From: Jonathon Reinhart jonathon.reinhart@gmail.com
commit 8d432592f30fcc34ef5a10aac4887b4897884493 upstream.
tcp_set_default_congestion_control() is netns-safe in that it writes to &net->ipv4.tcp_congestion_control, but it also sets ca->flags |= TCP_CONG_NON_RESTRICTED which is not namespaced. This has the unintended side-effect of changing the global net.ipv4.tcp_allowed_congestion_control sysctl, despite the fact that it is read-only: 97684f0970f6 ("net: Make tcp_allowed_congestion_control readonly in non-init netns")
Resolve this netns "leak" by only allowing the init netns to set the default algorithm to one that is restricted.
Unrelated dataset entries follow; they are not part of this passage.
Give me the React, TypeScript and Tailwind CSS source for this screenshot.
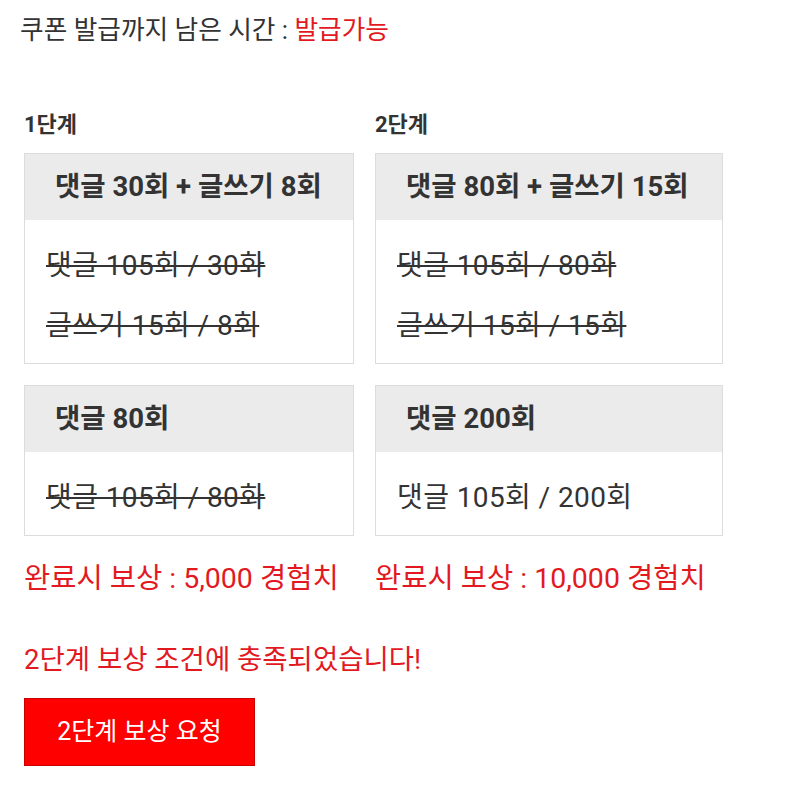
const font = { fontFamily: 'Roboto, "Noto Sans CJK KR", sans-serif' };

type Box = { title: string; lines: { text: string; done: boolean }[]; width: string };

function MissionBox({ box }: { box: Box }) {
  return (
    <div className={`${box.width} border border-[#dcdcdc] bg-white`}>
      <div className="flex h-[66px] items-center bg-[#ebebeb] pl-[30px] text-[27.5px] font-bold text-[#333]">
        {box.title}
      </div>
      <div className="flex flex-col gap-[24px] px-[21px] pt-[28px] pb-[19px]">
        {box.lines.map((l) => (
          <div
            key={l.text}
            className={`text-[28px] leading-[36px] tracking-[0.4px] text-[#333] ${l.done ? "line-through decoration-[2px] decoration-[#333]" : ""}`}
          >
            {l.text}
          </div>
        ))}
      </div>
    </div>
  );
}

const stage1: Box[] = [
  {
    title: "댓글 30회 + 글쓰기 8회",
    width: "w-[330px]",
    lines: [
      { text: "댓글 105회 / 30화", done: true },
      { text: "글쓰기 15회 / 8회", done: true },
    ],
  },
  {
    title: "댓글 80회",
    width: "w-[330px]",
    lines: [{ text: "댓글 105회 / 80화", done: true }],
  },
];

const stage2: Box[] = [
  {
    title: "댓글 80회 + 글쓰기 15회",
    width: "w-[348px]",
    lines: [
      { text: "댓글 105회 / 80화", done: true },
      { text: "글쓰기 15회 / 15회", done: true },
    ],
  },
  {
    title: "댓글 200회",
    width: "w-[348px]",
    lines: [{ text: "댓글 105회 / 200회", done: false }],
  },
];

function Stage({ label, boxes, reward }: { label: string; boxes: Box[]; reward: string }) {
  return (
    <div className="flex flex-col">
      <div className="mb-[13px] text-[22px] font-bold leading-[30px] text-[#333]">{label}</div>
      <div className="flex flex-col gap-[21px]">
        {boxes.map((b) => (
          <MissionBox key={b.title} box={b} />
        ))}
      </div>
      <div className="mt-[25px] whitespace-nowrap text-[28.5px] leading-[36px] text-[#e2191f]">{reward}</div>
    </div>
  );
}

export default function App() {
  return (
    <div className="min-h-[786px] w-[800px] bg-white px-[24px] pt-[12px]" style={font}>
      <div className="-ml-[4px] text-[25.7px] leading-[36px] text-[#333]">
        쿠폰 발급까지 남은 시간 : <span className="text-[#e2191f]">발급가능</span>
      </div>
      <div className="mt-[62px] flex gap-[21px]">
        <Stage label="1단계" boxes={stage1} reward="완료시 보상 : 5,000 경험치" />
        <Stage label="2단계" boxes={stage2} reward="완료시 보상 : 10,000 경험치" />
      </div>
      <div className="mt-[45px] text-[27.5px] leading-[36px] text-[#e2191f]">
        2단계 보상 조건에 충족되었습니다!
      </div>
      <button className="mt-[20px] flex h-[68px] w-[231px] items-center justify-center border border-[#c80000] bg-[#ff0000] text-[25px] text-white">
        2단계 보상 요청
      </button>
    </div>
  );
}
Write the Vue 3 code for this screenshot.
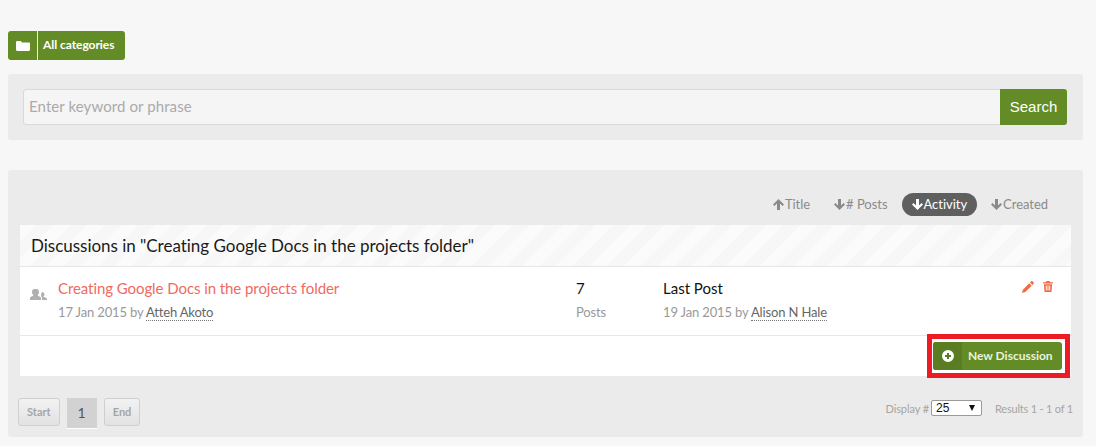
<template>
  <div class="page">
    <a class="cat-btn">
      <span class="cat-icon">
        <svg width="14" height="12" viewBox="0 0 14 12"><path d="M1.2 1h3.6l1.2 1.5h6.800c.6 0 1.200.5 1.200 1.100v6.200c0 .7-.6 1.200-1.200 1.200H1.200C.6 11 0 10.500 0 9.800V2.200C0 1.500.6 1 1.200 1z" fill="#fff" /></svg>
      </span>
      <span class="cat-label">All categories</span>
    </a>

    <div class="panel search-panel">
      <div class="search-box">
        <div class="search-input">Enter keyword or phrase</div>
        <div class="search-btn">Search</div>
      </div>
    </div>

    <div class="panel main-panel">
      <div class="sort-row">
        <span v-for="s in sorts" :key="s.label" class="sort" :class="{ active: s.active }">
          <svg class="arrow" :class="{ up: s.up }" width="11" height="11" viewBox="0 0 11 11"><path d="M5.500 11 0 5.500l1.500-1.400 2.500 2.500V0h3v6.600l2.500-2.500L11 5.500z" fill="currentColor" /></svg>{{ s.label }}
        </span>
      </div>

      <div class="list">
        <div class="list-head">Discussions in "Creating Google Docs in the projects folder"</div>
        <div class="row">
          <svg class="people" width="17" height="11" viewBox="0 0 17 11">
            <path d="M6.500 0C8 0 9 1.200 9 3c0 1.300-.5 2.300-1.200 2.900v.8c1.600.5 3.200 1.300 3.200 2.300v2H0V9c0-1 1.600-1.800 3.200-2.300v-.8C2.500 5.300 2 4.300 2 3c0-1.800 1-3 2.500-3z" fill="#b0b0b0" />
            <path d="M12.500 3c1.200 0 2 1 2 2.300 0 1-.4 1.800-1 2.200v.5c1.600.4 3.500 1 3.500 1.800V11h-5V9c0-.7-.4-1.300-1-1.800.2-.5.200-1 .1-1.500.1-1.500 1-2.700 1.400-2.700z" fill="#b0b0b0" />
          </svg>
          <div class="col-title">
            <div class="title">Creating Google Docs in the projects folder</div>
            <div class="meta">17 Jan 2015 by <span class="user">Atteh Akoto</span></div>
          </div>
          <div class="col-posts">
            <div class="big">7</div>
            <div class="meta">Posts</div>
          </div>
          <div class="col-last">
            <div class="big">Last Post</div>
            <div class="meta">19 Jan 2015 by <span class="user">Alison N Hale</span></div>
          </div>
          <div class="actions">
            <svg width="12" height="12" viewBox="0 0 13 13"><path d="M10 .4c.4-.4 1-.4 1.400 0l1.200 1.200c.4.4.4 1 0 1.400l-1.300 1.300-2.600-2.600zM7.900 2.500l2.600 2.600-6.900 6.900L0 13l1-3.600z" fill="#ef6a45" /></svg>
            <svg width="10" height="11" viewBox="0 0 11 12"><path d="M3.800 0h3.400l.6 1.300H11v1.300H0V1.300h3.200zM1 3.400h9l-.6 8c0 .3-.3.600-.6.600H2.200c-.3 0-.6-.3-.6-.6zm2 1.400.2 5.600h1L4 4.800zm2 0v5.600h1V4.800zm2 0-.2 5.600h1l.2-5.600z" fill="#ef6a45" /></svg>
          </div>
        </div>
        <div class="list-foot">
          <a class="new-btn">
            <span class="new-icon">
              <svg width="12" height="12" viewBox="0 0 12 12"><path d="M6 0a6 6 0 1 1 0 12A6 6 0 0 1 6 0zM5 3v2H3v2h2v2h2V7h2V5H7V3z" fill="#fff" fill-rule="evenodd" /></svg>
            </span>
            <span class="new-label">New Discussion</span>
          </a>
          <div class="highlight"></div>
        </div>
      </div>

      <div class="pager-row">
        <div class="pager">
          <span class="pg">Start</span>
          <span class="pg current">1</span>
          <span class="pg">End</span>
        </div>
        <div class="results">
          <span class="res-text">Display #</span>
          <span class="fake-select">25<i class="caret"></i></span>
          <span class="res-text res-count">Results 1 - 1 of 1</span>
        </div>
      </div>
    </div>
  </div>
</template>

<script setup>
const sorts = [
  { label: 'Title', up: true },
  { label: '# Posts' },
  { label: 'Activity', active: true },
  { label: 'Created' },
]
</script>

<style>
html, body { background: #f7f7f7; }
</style>

<style scoped>
.page {
  padding: 31px 13px 0 8px;
  font-family: Lato, "Liberation Sans", sans-serif;
  color: #111;
  height: 415px;
  overflow: hidden;
}
.cat-btn {
  display: inline-flex; height: 29px; background: #648c26; border-radius: 3px;
  color: #fff; font-size: 12px; font-weight: 700; align-items: stretch; letter-spacing: -0.05px;
}
.cat-icon { width: 29px; display: flex; align-items: center; justify-content: center; border-right: 1px solid #e8efdc; }
.cat-label { padding: 0 11px 0 5px; line-height: 28px; }

.panel { background: #ebebeb; border-radius: 3px; }
.search-panel { margin-top: 14px; padding: 15px 16px 15px 15px; height: 66px; box-sizing: border-box; }
.search-box {
  display: flex; height: 36px; box-sizing: border-box;
  border: 1px solid #d9d9d9; border-radius: 3px; background: #f5f5f5;
}
.search-input { flex: 1; padding-left: 5px; font-size: 15px; line-height: 33px; color: #aaa; letter-spacing: 0.09px; }
.search-btn {
  width: 67px; margin: -1px; height: 36px; background: #648c26; color: #fff;
  font-family: "Liberation Sans", sans-serif; font-size: 15px; line-height: 35px; text-align: center;
  border-radius: 0 3px 3px 0;
}

.main-panel { margin-top: 30px; padding: 23px 12px 10px; height: 267px; box-sizing: border-box; }
.sort-row { display: flex; justify-content: flex-end; align-items: center; height: 23px; padding-right: 13px; margin-bottom: 9px; font-size: 13px; color: #8a8a8a; letter-spacing: -0.03px; }
.sort { display: inline-flex; align-items: center; height: 23px; box-sizing: border-box; padding: 0 10px 1px; border-radius: 12px; margin-left: 4px; }
.sort.active { background: #5f5f5f; color: #fff; }
.arrow { margin-right: 1px; }
.arrow.up { transform: rotate(180deg); }

.list { background: #fff; }
.list-head {
  height: 42px; box-sizing: border-box; padding-left: 11px; line-height: 41px; font-size: 17px; color: #1a1a1a;
  border-bottom: 1px solid #e6e6e6; letter-spacing: -0.02px;
  background: repeating-linear-gradient(135deg, #fbfbfb 0 12px, #f7f7f7 12px 24px);
}
.row { display: flex; height: 69px; box-sizing: border-box; border-bottom: 1px solid #e8e8e8; padding-top: 11px; }
.people { margin: 11px 11px 0 10px; flex: none; }
.col-title { width: 518px; }
.col-posts { width: 87px; }
.col-last { flex: 1; }
.title { font-size: 15px; line-height: 21px; color: #ef6a62; letter-spacing: -0.07px; }
.big { font-size: 15px; line-height: 21px; color: #111; }
.meta { font-size: 13px; line-height: 18px; margin-top: 4px; color: #999; letter-spacing: -0.15px; }
.user { color: #666; border-bottom: 1px dotted #777; }
.actions { display: flex; gap: 9px; padding: 3px 18px 0 0; align-items: flex-start; }

.list-foot { height: 40px; display: flex; justify-content: flex-end; align-items: center; padding-right: 9px; position: relative; }
.new-btn { display: inline-flex; height: 28px; background: #648c26; border-radius: 3px; color: #e9f2dd; font-size: 12px; font-weight: 700; overflow: hidden; letter-spacing: -0.02px; }
.new-icon { width: 29px; background: #5a7d24; display: flex; align-items: center; justify-content: center; }
.new-label { padding: 0 5px 0 6px; line-height: 28px; width: 89px; }
.highlight { position: absolute; right: 1px; top: -2px; width: 143px; height: 44px; box-sizing: border-box; border: 5px solid #ed1c24; }

.pager-row { display: flex; justify-content: space-between; align-items: flex-start; margin: 22px -2px 0 -2px; height: 30px; }
.pager { display: flex; gap: 7px; }
.pg {
  height: 28px; box-sizing: border-box; padding: 0 8px; line-height: 26px; font-size: 11px; font-weight: 700; color: #a5a5a5;
  border: 1px solid #cfcfcf; border-radius: 3px; background: linear-gradient(#f2f2f2, #e2e2e2);
}
.pg.current {
  width: 30px; height: 31px; padding: 0; text-align: center; font-size: 14px; font-weight: 400; color: #555; line-height: 29px;
  background: #d2d2d2; border: none; border-bottom: 1px solid #fff; border-radius: 0;
}
.results { display: flex; align-items: center; font-size: 11px; color: #a5a5a5; height: 20px; }
.res-text { letter-spacing: -0.1px; }
.fake-select {
  width: 51px; height: 16px; box-sizing: border-box; margin-left: 2px; padding-left: 4px; background: #fff;
  border: 1px solid #9a9a9a; border-radius: 2px; color: #111; font-size: 12px; line-height: 14px; position: relative;
  font-family: "Liberation Sans", sans-serif; flex: none;
}
.caret {
  position: absolute; right: 6px; top: 4px; width: 0; height: 0;
  border-left: 3.500px solid transparent; border-right: 3.500px solid transparent; border-top: 6px solid #111;
}
.res-count { margin-left: 13px; letter-spacing: -0.2px; }
</style>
This restriction could be removed if tcp_allowed_congestion_control were namespace-ified in the future.
This bug was uncovered with https://github.com/JonathonReinhart/linux-netns-sysctl-verify
Fixes: 6670e1524477 ("tcp: Namespace-ify sysctl_tcp_default_congestion_control") Signed-off-by: Jonathon Reinhart jonathon.reinhart@gmail.com Signed-off-by: David S. Miller davem@davemloft.net Signed-off-by: Greg Kroah-Hartman gregkh@linuxfoundation.org Signed-off-by: Yang Yingliang yangyingliang@huawei.com --- net/ipv4/tcp_cong.c | 4 ++++ 1 file changed, 4 insertions(+)
diff --git a/net/ipv4/tcp_cong.c b/net/ipv4/tcp_cong.c index 00a7482b6fbd9..533f8d84d2f71 100644 --- a/net/ipv4/tcp_cong.c +++ b/net/ipv4/tcp_cong.c @@ -228,6 +228,10 @@ int tcp_set_default_congestion_control(struct net *net, const char *name) ret = -ENOENT; } else if (!try_module_get(ca->owner)) { ret = -EBUSY; + } else if (!net_eq(net, &init_net) && + !(ca->flags & TCP_CONG_NON_RESTRICTED)) { + /* Only init netns can set default to a restricted algorithm */ + ret = -EPERM; } else { prev = xchg(&net->ipv4.tcp_congestion_control, ca); if (prev)